**Web page code records**:
----
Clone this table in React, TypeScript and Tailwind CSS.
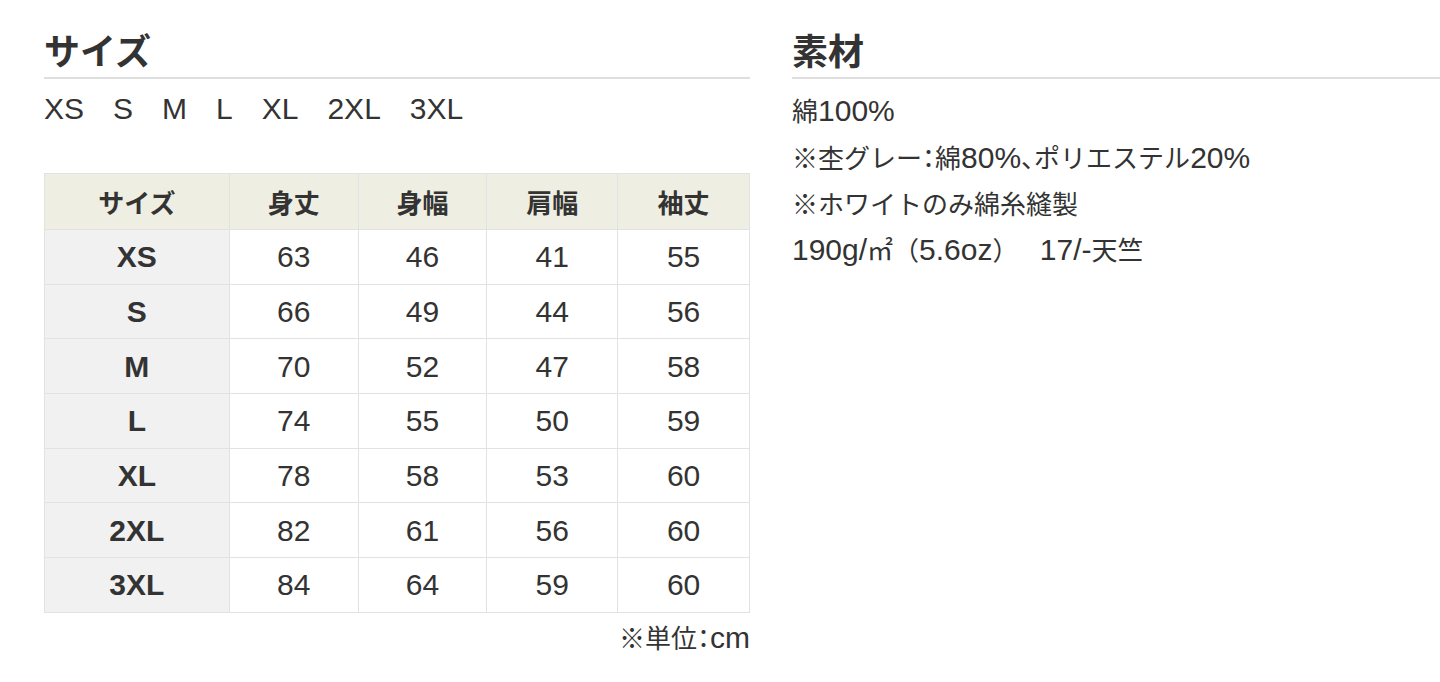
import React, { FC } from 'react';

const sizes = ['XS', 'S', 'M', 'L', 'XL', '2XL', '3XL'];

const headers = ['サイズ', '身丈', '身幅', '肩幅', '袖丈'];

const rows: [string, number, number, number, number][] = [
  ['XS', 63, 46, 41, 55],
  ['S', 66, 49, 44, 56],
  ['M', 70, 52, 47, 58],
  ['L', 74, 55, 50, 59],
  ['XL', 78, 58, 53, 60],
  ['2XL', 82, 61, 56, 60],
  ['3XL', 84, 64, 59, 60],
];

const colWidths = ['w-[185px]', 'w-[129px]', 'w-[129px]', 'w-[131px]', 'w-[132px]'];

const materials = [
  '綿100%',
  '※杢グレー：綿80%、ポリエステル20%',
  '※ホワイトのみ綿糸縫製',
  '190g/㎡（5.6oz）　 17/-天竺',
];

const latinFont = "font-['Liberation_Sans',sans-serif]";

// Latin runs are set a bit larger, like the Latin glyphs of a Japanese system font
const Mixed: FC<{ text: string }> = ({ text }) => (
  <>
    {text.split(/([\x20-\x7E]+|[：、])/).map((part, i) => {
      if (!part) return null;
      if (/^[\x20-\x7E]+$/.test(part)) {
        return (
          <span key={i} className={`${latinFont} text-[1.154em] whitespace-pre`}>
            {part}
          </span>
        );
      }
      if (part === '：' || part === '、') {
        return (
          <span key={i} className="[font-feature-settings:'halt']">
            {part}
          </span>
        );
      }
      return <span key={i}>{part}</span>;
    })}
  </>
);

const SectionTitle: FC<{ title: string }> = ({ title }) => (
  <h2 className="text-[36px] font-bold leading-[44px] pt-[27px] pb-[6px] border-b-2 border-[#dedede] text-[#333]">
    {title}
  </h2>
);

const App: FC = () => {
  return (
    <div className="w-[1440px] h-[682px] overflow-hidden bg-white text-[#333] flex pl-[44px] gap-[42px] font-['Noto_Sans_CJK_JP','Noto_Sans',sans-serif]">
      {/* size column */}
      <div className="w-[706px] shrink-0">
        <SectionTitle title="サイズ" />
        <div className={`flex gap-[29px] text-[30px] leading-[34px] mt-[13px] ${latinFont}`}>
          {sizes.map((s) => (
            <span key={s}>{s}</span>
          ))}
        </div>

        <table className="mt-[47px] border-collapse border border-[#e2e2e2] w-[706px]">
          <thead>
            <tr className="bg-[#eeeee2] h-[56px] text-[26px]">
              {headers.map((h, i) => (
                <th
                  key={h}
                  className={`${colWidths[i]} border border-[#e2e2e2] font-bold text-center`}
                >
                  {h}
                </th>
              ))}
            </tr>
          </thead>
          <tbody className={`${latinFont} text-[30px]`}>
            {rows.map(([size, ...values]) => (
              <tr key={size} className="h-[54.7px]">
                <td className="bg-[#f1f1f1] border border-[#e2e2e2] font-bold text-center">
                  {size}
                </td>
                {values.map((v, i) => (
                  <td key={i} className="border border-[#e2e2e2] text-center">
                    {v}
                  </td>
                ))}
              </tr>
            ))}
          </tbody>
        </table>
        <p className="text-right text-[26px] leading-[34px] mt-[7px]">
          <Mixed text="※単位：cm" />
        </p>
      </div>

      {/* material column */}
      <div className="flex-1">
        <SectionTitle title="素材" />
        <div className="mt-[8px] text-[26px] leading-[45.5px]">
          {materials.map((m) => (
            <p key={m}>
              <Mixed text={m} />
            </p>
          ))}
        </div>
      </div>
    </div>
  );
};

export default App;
----
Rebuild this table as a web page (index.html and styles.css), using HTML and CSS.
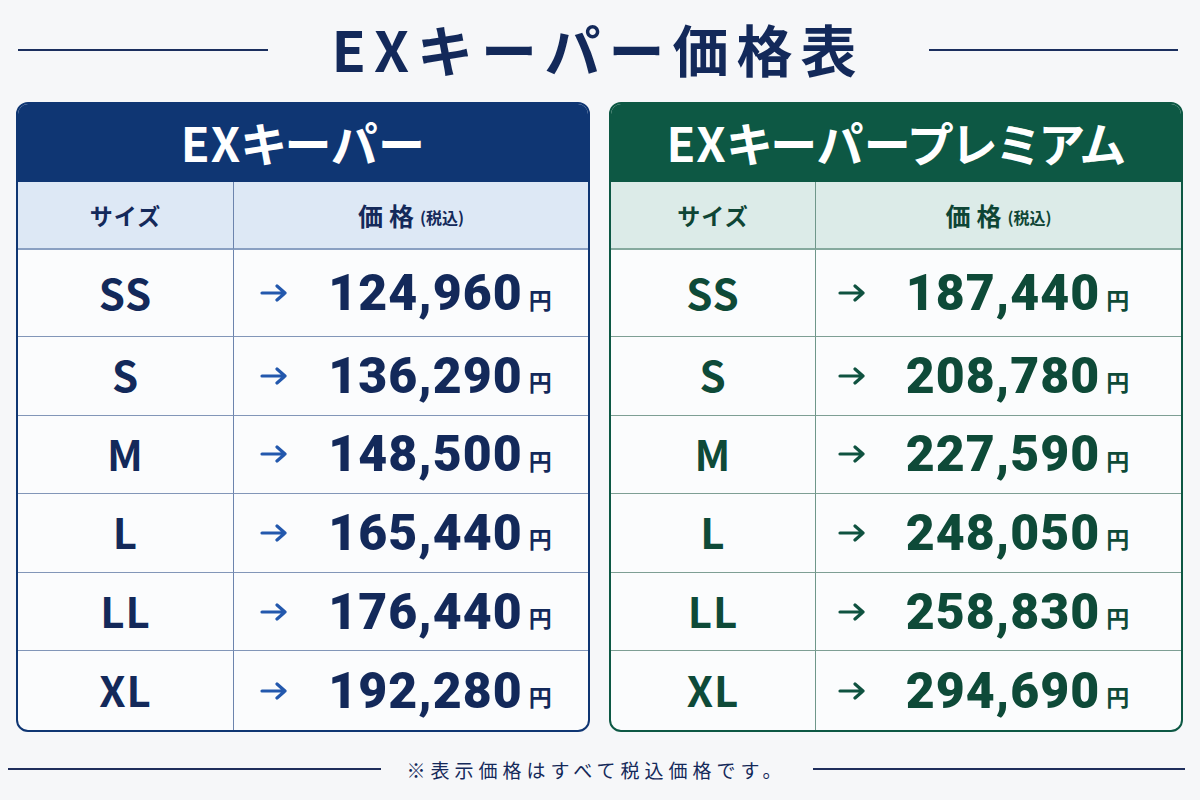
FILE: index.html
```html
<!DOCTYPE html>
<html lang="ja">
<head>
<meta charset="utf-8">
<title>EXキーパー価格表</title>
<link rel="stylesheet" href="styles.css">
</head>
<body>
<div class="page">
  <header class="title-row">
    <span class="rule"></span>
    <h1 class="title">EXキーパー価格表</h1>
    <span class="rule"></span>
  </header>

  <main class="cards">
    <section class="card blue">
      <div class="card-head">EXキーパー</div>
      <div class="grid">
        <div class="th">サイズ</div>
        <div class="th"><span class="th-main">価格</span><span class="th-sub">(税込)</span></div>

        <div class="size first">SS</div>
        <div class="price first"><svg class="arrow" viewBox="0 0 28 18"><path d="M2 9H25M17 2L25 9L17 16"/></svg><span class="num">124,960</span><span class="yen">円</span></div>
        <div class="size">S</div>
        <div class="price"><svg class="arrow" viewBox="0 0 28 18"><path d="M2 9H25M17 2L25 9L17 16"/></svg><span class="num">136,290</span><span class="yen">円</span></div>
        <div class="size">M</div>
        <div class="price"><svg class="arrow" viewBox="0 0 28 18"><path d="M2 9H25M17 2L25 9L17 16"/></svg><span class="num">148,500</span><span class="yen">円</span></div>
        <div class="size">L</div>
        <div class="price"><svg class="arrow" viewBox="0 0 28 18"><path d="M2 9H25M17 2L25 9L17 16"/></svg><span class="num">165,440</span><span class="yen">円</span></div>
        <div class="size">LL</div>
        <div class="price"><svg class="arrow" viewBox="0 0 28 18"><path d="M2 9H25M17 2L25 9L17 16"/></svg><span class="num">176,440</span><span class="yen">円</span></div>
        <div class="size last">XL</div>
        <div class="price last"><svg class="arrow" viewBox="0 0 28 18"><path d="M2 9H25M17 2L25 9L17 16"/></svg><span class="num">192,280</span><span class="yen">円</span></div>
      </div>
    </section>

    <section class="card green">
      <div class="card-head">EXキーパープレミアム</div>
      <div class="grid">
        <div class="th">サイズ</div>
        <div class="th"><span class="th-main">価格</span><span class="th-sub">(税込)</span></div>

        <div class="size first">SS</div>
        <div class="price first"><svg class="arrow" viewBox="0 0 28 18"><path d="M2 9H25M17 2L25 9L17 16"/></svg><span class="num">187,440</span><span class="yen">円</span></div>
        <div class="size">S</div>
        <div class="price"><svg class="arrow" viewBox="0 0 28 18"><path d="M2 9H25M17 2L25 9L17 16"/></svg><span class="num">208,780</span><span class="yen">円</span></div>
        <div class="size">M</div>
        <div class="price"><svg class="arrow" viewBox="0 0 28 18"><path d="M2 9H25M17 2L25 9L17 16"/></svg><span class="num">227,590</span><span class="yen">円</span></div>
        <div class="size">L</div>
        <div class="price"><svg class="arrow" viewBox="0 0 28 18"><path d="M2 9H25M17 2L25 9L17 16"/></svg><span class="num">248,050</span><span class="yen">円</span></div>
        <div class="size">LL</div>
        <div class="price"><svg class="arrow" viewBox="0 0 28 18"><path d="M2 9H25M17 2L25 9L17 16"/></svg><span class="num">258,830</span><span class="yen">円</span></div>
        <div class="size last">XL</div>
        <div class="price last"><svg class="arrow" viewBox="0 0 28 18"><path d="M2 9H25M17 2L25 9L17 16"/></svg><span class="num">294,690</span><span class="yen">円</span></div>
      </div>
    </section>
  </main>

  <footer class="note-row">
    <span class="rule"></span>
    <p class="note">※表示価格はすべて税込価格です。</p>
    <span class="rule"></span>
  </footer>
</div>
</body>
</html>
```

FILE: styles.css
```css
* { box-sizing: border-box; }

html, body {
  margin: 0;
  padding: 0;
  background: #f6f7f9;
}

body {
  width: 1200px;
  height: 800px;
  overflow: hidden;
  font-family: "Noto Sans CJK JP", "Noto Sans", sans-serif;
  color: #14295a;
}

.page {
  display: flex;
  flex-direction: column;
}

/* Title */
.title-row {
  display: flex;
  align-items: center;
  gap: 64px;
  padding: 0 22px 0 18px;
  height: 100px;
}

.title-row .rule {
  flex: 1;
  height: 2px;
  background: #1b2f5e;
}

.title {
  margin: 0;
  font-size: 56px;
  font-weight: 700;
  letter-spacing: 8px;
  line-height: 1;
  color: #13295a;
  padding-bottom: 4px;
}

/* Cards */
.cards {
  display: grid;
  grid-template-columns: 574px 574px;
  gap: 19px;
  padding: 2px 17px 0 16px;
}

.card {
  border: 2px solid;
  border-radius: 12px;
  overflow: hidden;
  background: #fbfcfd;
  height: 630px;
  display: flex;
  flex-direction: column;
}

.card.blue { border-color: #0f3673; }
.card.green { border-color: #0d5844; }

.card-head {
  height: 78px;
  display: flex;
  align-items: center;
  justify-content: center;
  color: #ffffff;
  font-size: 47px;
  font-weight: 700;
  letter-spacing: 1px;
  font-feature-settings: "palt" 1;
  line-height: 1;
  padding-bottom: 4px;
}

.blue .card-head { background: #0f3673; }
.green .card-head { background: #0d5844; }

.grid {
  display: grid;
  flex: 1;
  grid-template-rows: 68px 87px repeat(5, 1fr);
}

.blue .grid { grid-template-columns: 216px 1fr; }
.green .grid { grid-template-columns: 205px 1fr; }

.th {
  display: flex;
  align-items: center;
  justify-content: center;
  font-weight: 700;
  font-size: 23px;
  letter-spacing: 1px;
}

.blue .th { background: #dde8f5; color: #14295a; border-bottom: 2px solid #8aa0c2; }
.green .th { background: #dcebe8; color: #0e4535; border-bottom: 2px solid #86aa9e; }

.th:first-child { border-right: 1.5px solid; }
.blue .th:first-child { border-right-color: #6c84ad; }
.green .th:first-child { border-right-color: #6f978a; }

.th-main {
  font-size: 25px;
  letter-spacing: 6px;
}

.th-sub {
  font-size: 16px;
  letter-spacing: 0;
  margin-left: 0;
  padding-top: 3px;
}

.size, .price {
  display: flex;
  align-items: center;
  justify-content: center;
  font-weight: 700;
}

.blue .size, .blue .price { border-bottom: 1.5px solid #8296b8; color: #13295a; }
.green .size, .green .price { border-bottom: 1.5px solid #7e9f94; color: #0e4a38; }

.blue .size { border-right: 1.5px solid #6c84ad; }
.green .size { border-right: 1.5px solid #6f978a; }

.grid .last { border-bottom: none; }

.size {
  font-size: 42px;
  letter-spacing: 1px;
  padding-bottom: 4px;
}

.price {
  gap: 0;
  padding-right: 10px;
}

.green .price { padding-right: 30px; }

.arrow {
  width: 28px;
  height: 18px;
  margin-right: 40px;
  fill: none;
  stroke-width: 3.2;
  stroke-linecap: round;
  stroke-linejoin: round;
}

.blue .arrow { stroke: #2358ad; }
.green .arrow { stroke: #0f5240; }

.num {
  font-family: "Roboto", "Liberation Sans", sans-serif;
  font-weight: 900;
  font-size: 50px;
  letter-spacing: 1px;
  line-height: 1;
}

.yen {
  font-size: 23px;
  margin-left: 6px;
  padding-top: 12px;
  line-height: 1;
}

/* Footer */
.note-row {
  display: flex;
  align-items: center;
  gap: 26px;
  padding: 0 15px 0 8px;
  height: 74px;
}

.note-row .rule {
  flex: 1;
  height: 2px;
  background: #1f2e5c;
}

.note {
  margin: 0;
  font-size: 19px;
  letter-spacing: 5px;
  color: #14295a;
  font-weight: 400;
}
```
----
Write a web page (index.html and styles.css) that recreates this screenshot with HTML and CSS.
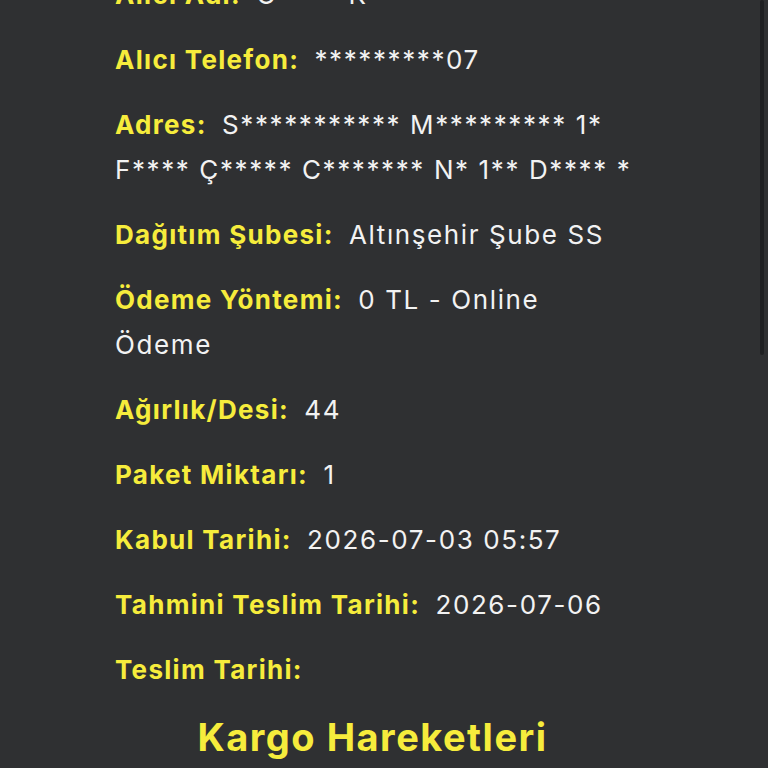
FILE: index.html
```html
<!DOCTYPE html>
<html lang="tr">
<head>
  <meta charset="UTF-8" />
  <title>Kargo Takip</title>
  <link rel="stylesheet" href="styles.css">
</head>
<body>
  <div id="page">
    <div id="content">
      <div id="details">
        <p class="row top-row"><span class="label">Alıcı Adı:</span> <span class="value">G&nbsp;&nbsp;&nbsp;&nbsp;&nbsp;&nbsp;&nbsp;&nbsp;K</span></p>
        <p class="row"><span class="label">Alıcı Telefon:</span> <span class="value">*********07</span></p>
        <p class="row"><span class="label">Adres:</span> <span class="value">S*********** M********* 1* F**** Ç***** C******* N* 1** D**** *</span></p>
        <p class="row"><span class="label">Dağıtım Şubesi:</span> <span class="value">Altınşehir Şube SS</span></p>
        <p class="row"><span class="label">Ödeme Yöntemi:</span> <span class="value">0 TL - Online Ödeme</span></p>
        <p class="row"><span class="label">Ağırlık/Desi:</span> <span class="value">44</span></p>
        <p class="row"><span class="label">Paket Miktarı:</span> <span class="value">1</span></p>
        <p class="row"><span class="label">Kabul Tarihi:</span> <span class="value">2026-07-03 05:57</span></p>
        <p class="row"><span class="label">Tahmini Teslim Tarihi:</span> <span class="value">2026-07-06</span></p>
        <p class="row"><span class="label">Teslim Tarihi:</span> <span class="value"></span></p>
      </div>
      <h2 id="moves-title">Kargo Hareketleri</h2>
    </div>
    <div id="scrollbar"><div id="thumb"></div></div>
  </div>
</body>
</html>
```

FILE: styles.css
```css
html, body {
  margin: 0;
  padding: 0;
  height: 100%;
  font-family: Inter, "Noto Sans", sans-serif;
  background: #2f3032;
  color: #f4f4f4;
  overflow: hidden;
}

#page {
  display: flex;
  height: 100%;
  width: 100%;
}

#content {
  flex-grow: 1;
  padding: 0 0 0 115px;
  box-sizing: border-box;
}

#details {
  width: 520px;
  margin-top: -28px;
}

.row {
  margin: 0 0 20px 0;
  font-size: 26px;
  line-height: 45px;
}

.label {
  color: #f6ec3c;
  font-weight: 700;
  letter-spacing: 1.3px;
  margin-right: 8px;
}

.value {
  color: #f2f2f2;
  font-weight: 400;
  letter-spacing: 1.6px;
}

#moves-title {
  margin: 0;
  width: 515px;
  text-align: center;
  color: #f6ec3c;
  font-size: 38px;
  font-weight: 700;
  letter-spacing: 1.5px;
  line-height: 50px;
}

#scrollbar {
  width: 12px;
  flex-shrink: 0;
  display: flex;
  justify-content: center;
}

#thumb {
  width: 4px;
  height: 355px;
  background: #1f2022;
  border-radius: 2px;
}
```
----
**Exercise goal**:
Select from the material above each line in which the string "React" appears, and list those lines.

**Answer below**:
Clone this table in React, TypeScript and Tailwind CSS.
import React, { FC } from 'react';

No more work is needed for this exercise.